L’automne, souvent négligé par les visiteurs, est une merveille pour les sens. Les vignes du Douro en feu, les forêts de chênes de Sintra dans des bruns profonds, les senteurs de châtaignes grillées à chaque coin de rue : tout invite à la lenteur. Les températures restent douces, les foules s’éloignent, les prix baissent. C’est le moment idéal pour ceux qui cherchent l’authenticité, la lumière rasante, la conversation tranquille.

L’hiver, une autre lumière

Enfin, l’hiver. Contrairement aux idées reçues, il ne fige pas le pays. Dans l’Alentejo, les feux de cheminée réchauffent les maisons blanches ; dans le nord, la Serra da Estrela offre un paysage de neige rare en péninsule ibérique. Lisbonne et Porto restent vibrantes, baignées de soleil malgré les pluies passagères. L’hiver portugais, c’est la promesse d’un autre rythme, d’un Portugal plus intérieur, plus contemplatif, mais jamais endormi.

Un pays qui laisse une empreinte

Il est des voyages dont on revient avec des photographies, des objets, des anecdotes. Et il en est d’autres dont on revient transformé. Le Portugal appartient à cette deuxième catégorie.
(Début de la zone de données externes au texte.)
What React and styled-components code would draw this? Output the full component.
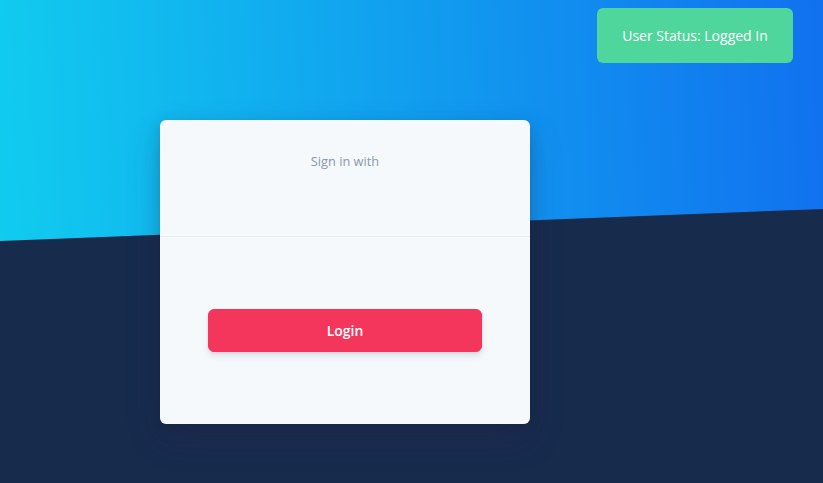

Non parce qu’il impressionne par sa grandeur ou ses prouesses architecturales, mais parce qu’il touche, en profondeur. Il s’immisce en vous par la douceur de ses gestes, la densité de ses silences, la chaleur de ses visages. Ce pays ne s’oublie pas. Il se dépose lentement, comme un souvenir persistant, une mélodie familière.

Chaque voyage au Portugal est une rencontre : avec une culture, bien sûr, mais surtout avec une manière d’être au monde. Une manière de prendre le temps, de goûter chaque chose, de considérer la beauté du simple. Il y a, dans ce pays, une façon unique de réconcilier l’âme et le quotidien, le passé et l’avenir, le proche et l’infini. Le Portugal n’impose rien : il propose, il suggère, il invite.

Et c’est peut-être cela, sa plus grande force. Celle de laisser une trace invisible mais durable. Une impression de paix, une envie de revenir, ou simplement de ralentir. Une sorte de nostalgie douce, qui ne parle pas de ce qu’on a quitté, mais de ce qu’on a découvert. Une manière de se souvenir, autrement.